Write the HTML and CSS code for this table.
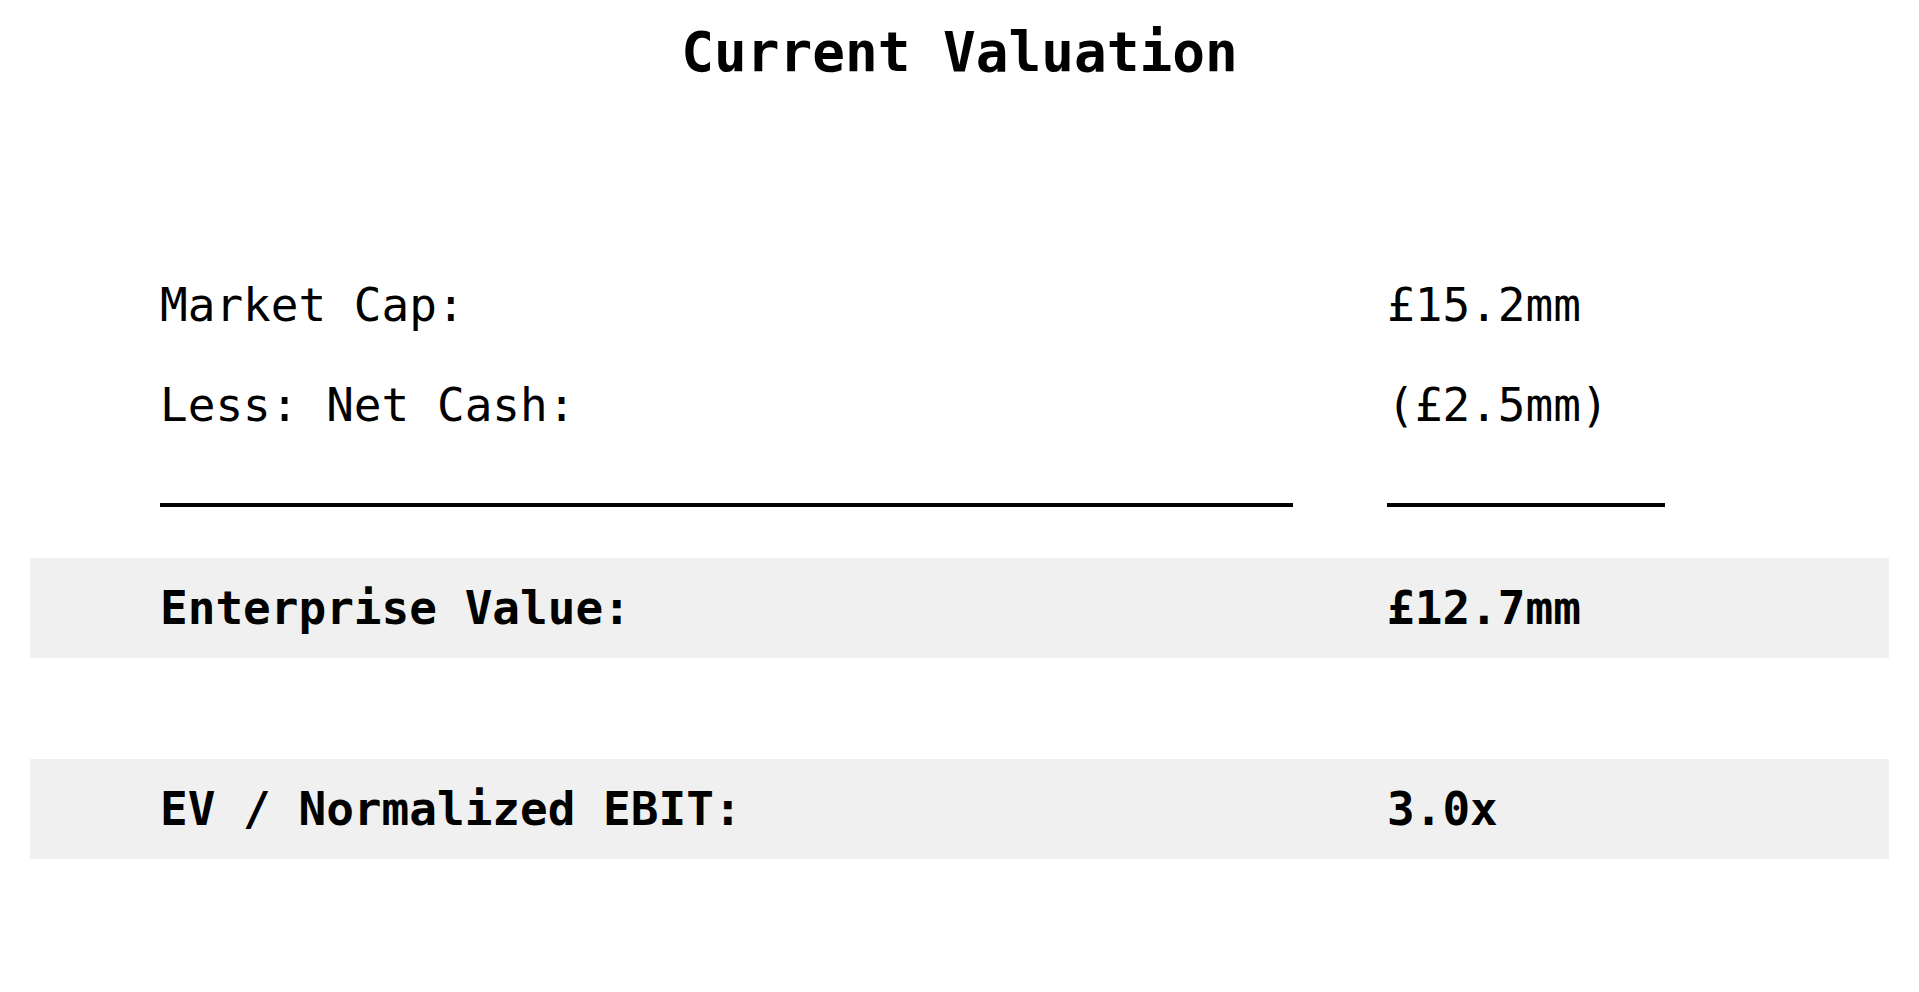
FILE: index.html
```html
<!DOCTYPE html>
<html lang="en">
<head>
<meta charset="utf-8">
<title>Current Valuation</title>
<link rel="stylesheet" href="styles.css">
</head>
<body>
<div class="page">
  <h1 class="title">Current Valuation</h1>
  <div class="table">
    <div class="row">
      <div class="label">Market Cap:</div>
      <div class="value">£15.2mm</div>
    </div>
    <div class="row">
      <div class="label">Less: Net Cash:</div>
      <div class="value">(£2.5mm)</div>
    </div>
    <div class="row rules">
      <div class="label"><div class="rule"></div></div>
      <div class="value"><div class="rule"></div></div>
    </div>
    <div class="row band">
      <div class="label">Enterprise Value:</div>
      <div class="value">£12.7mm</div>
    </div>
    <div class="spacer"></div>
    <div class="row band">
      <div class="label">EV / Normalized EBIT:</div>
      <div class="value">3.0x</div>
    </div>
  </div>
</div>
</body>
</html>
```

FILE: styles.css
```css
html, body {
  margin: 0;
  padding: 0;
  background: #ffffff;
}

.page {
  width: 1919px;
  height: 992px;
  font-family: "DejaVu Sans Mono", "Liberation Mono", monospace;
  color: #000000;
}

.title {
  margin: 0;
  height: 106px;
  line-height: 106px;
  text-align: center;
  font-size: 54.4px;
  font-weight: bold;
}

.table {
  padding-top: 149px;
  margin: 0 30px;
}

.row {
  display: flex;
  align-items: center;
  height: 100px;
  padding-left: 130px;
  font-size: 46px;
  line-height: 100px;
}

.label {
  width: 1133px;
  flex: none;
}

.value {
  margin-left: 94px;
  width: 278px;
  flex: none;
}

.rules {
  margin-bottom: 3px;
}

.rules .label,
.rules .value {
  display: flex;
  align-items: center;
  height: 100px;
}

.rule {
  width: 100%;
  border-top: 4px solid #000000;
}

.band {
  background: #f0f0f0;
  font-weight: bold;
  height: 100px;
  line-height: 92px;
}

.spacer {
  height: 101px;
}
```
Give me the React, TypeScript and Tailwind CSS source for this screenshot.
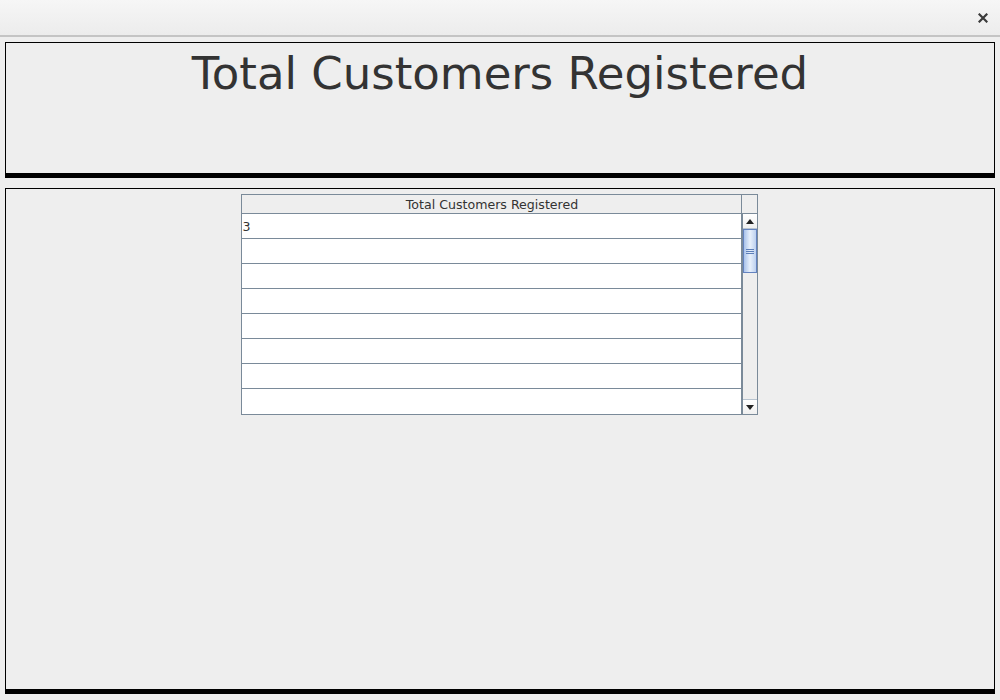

* _TASK PROMPT_
Each line above is to be copied verbatim. Drop any image from the copy.

* _RESULT FOR THIS TASK_
Write the HTML and CSS code for this table.
FILE: index.html
```html
<!DOCTYPE html>
<html lang="en">
<head>
<meta charset="utf-8">
<title>Current Valuation</title>
<link rel="stylesheet" href="styles.css">
</head>
<body>
<div class="page">
  <h1 class="title">Current Valuation</h1>
  <div class="table">
    <div class="row">
      <div class="label">Market Cap:</div>
      <div class="value">£15.2mm</div>
    </div>
    <div class="row">
      <div class="label">Less: Net Cash:</div>
      <div class="value">(£2.5mm)</div>
    </div>
    <div class="row rules">
      <div class="label"><div class="rule"></div></div>
      <div class="value"><div class="rule"></div></div>
    </div>
    <div class="row band">
      <div class="label">Enterprise Value:</div>
      <div class="value">£12.7mm</div>
    </div>
    <div class="spacer"></div>
    <div class="row band">
      <div class="label">EV / Normalized EBIT:</div>
      <div class="value">3.0x</div>
    </div>
  </div>
</div>
</body>
</html>
```

FILE: styles.css
```css
html, body {
  margin: 0;
  padding: 0;
  background: #ffffff;
}

.page {
  width: 1919px;
  height: 992px;
  font-family: "DejaVu Sans Mono", "Liberation Mono", monospace;
  color: #000000;
}

.title {
  margin: 0;
  height: 106px;
  line-height: 106px;
  text-align: center;
  font-size: 54.4px;
  font-weight: bold;
}

.table {
  padding-top: 149px;
  margin: 0 30px;
}

.row {
  display: flex;
  align-items: center;
  height: 100px;
  padding-left: 130px;
  font-size: 46px;
  line-height: 100px;
}

.label {
  width: 1133px;
  flex: none;
}

.value {
  margin-left: 94px;
  width: 278px;
  flex: none;
}

.rules {
  margin-bottom: 3px;
}

.rules .label,
.rules .value {
  display: flex;
  align-items: center;
  height: 100px;
}

.rule {
  width: 100%;
  border-top: 4px solid #000000;
}

.band {
  background: #f0f0f0;
  font-weight: bold;
  height: 100px;
  line-height: 92px;
}

.spacer {
  height: 101px;
}
```
Give me the React, TypeScript and Tailwind CSS source for this screenshot.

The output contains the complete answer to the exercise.